2. Adopter un mode de vie minimaliste
Le minimalisme, qui consiste à se concentrer sur l’essentiel et à se débarrasser du superflu, est une réponse efficace à l’effet Diderot. En se détachant des biens matériels et en privilégiant des expériences, des relations et des activités qui ont une réelle valeur, on peut réduire le désir de posséder des objets inutiles. Le minimalisme invite à une réévaluation de ce qui constitue une véritable satisfaction et de ce qui relève du simple effet de mode ou de statut.
3. La pratique de la gratitude
Développer une attitude de gratitude permet de se concentrer sur ce que l’on possède déjà et d’apprécier les petites choses de la vie. Cela aide à réduire la tentation d’acheter pour combler un vide émotionnel. En se concentrant sur les aspects positifs de notre quotidien, nous pouvons trouver une satisfaction durable, moins dépendante des biens matériels.

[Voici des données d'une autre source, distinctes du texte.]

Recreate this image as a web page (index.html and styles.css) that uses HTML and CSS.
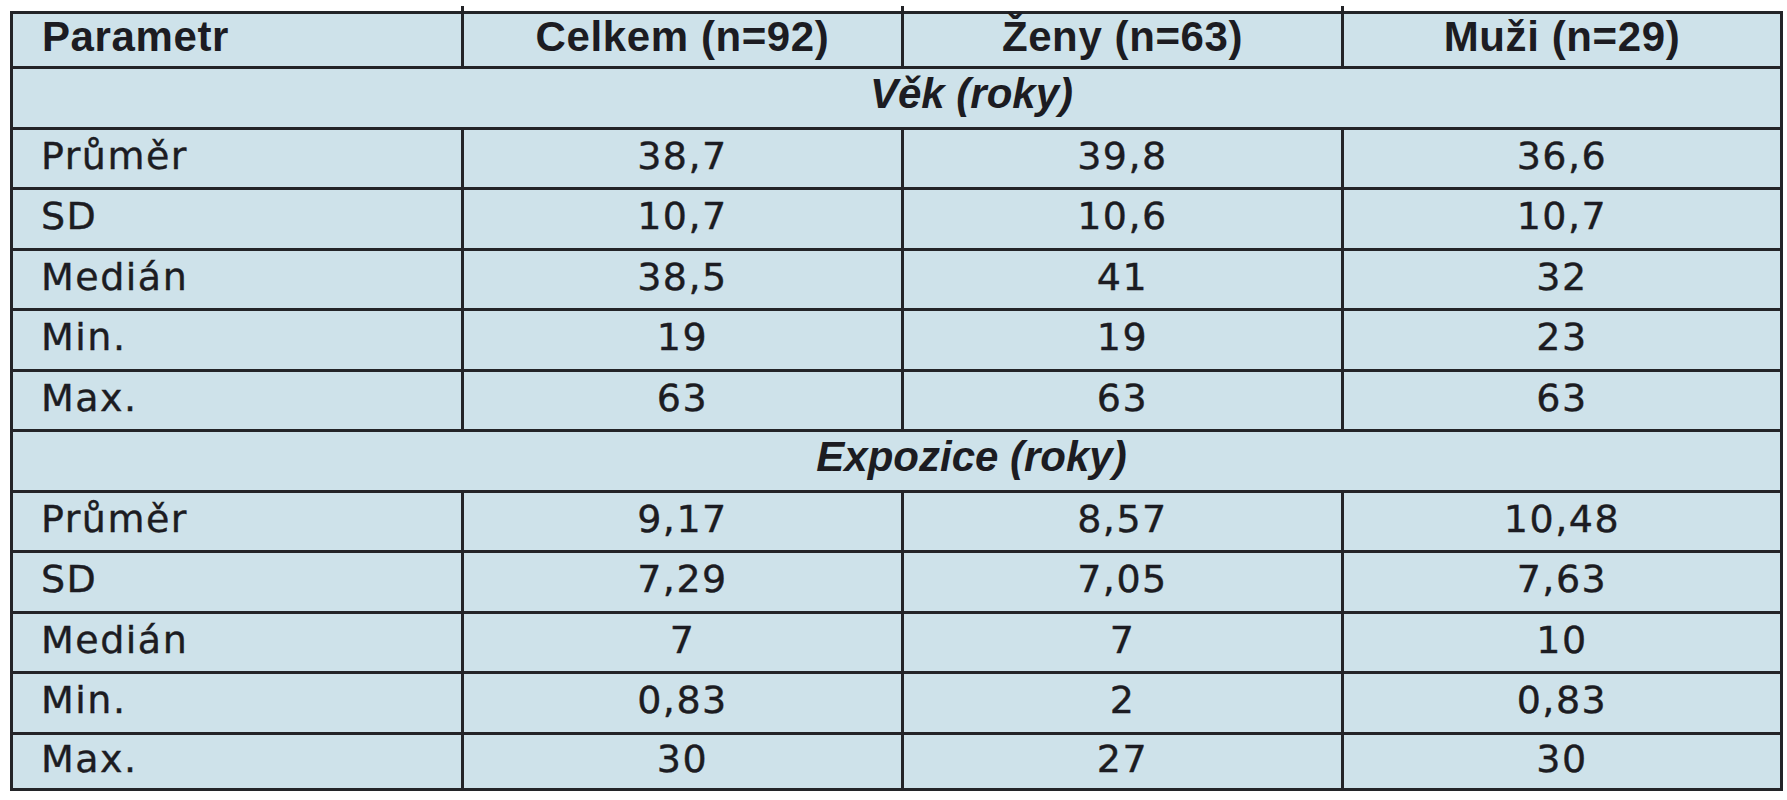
FILE: index.html
```html
<!DOCTYPE html>
<html lang="cs">
<head>
<meta charset="utf-8">
<title>Tabulka</title>
<link rel="stylesheet" href="styles.css">
</head>
<body>
<table class="stats">
  <colgroup>
    <col class="c-param">
    <col class="c-val">
    <col class="c-val">
    <col class="c-val-last">
  </colgroup>
  <thead>
    <tr class="head">
      <th class="lbl">Parametr</th>
      <th class="tick">Celkem (n=92)</th>
      <th class="tick">Ženy (n=63)</th>
      <th class="tick">Muži (n=29)</th>
    </tr>
  </thead>
  <tbody>
    <tr class="section"><td colspan="4">Věk (roky)</td></tr>
    <tr><td class="lbl">Průměr</td><td>38,7</td><td>39,8</td><td>36,6</td></tr>
    <tr><td class="lbl">SD</td><td>10,7</td><td>10,6</td><td>10,7</td></tr>
    <tr><td class="lbl">Medián</td><td>38,5</td><td>41</td><td>32</td></tr>
    <tr><td class="lbl">Min.</td><td>19</td><td>19</td><td>23</td></tr>
    <tr><td class="lbl">Max.</td><td>63</td><td>63</td><td>63</td></tr>
    <tr class="section"><td colspan="4">Expozice (roky)</td></tr>
    <tr><td class="lbl">Průměr</td><td>9,17</td><td>8,57</td><td>10,48</td></tr>
    <tr><td class="lbl">SD</td><td>7,29</td><td>7,05</td><td>7,63</td></tr>
    <tr><td class="lbl">Medián</td><td>7</td><td>7</td><td>10</td></tr>
    <tr><td class="lbl">Min.</td><td>0,83</td><td>2</td><td>0,83</td></tr>
    <tr class="last"><td class="lbl">Max.</td><td class="tick">30</td><td class="tick">27</td><td class="tick">30</td></tr>
  </tbody>
</table>
</body>
</html>
```
FILE: styles.css
```css
html, body {
  margin: 0;
  padding: 0;
  background: #ffffff;
}

.stats {
  margin: 11px 0 0 10px;
  width: 1770px;
  border-collapse: collapse;
  table-layout: fixed;
  background: #cee2ea;
  color: #1c1c22;
  border: 3px solid #232428;
}

.c-param { width: 451px; }
.c-val { width: 440px; }
.c-val-last { width: 439px; }

.stats th,
.stats td {
  border: 3px solid #232428;
  text-align: center;
  padding: 0;
  box-sizing: border-box;
}

.stats tbody td {
  font-family: "DejaVu Sans", sans-serif;
  font-size: 38px;
  letter-spacing: 1.5px;
  height: 60.5px;
  line-height: 1;
  padding-bottom: 5px;
  -webkit-text-stroke: 0.4px #1c1c22;
}

.stats thead th {
  font-family: "Liberation Sans", Arial, sans-serif;
  font-weight: bold;
  font-size: 42px;
  letter-spacing: 0.6px;
  height: 55px;
  line-height: 1;
  padding-bottom: 6px;
}

.stats .lbl {
  text-align: left;
  padding-left: 28px;
}

.stats thead th.lbl {
  padding-left: 29px;
}

.stats .section td {
  font-family: "Liberation Sans", Arial, sans-serif;
  font-weight: bold;
  font-style: italic;
  font-size: 42px;
  letter-spacing: 0;
  padding-left: 150px;
  padding-bottom: 8px;
  -webkit-text-stroke: 0;
}

.stats .last td {
  height: 56px;
}

/* small overhangs of the column rules past the outer frame */
.stats .tick {
  position: relative;
}

.stats thead .tick::before {
  content: "";
  position: absolute;
  left: -3px;
  top: -8px;
  width: 3px;
  height: 6px;
  background: #232428;
}

.stats .last .tick::after {
  content: "";
  position: absolute;
  left: -3px;
  bottom: -7px;
  width: 3px;
  height: 5px;
  background: #232428;
}
```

4. Planification et discipline
Une autre solution consiste à établir un budget strict et à suivre une planification financière rigoureuse. Cela permet de mieux gérer ses finances et de limiter les achats impulsifs. En outre, adopter une discipline personnelle quant à la gestion de l’argent et des achats évite de succomber aux effets de l’instant.
Conclusion
L’effet Diderot est un phénomène fascinant qui met en lumière la manière dont les désirs humains peuvent être influencés par des facteurs externes, créant ainsi une spirale de consommation inutile. Pour lutter contre cet effet, il est essentiel de prendre du recul, de cultiver la conscience de soi, d’adopter des pratiques de consommation plus durables et de privilégier une vie centrée sur l’essentiel. En faisant cela, nous pouvons non seulement améliorer notre bien-être financier et émotionnel, mais aussi contribuer à une société plus consciente et respectueuse de l’environnement.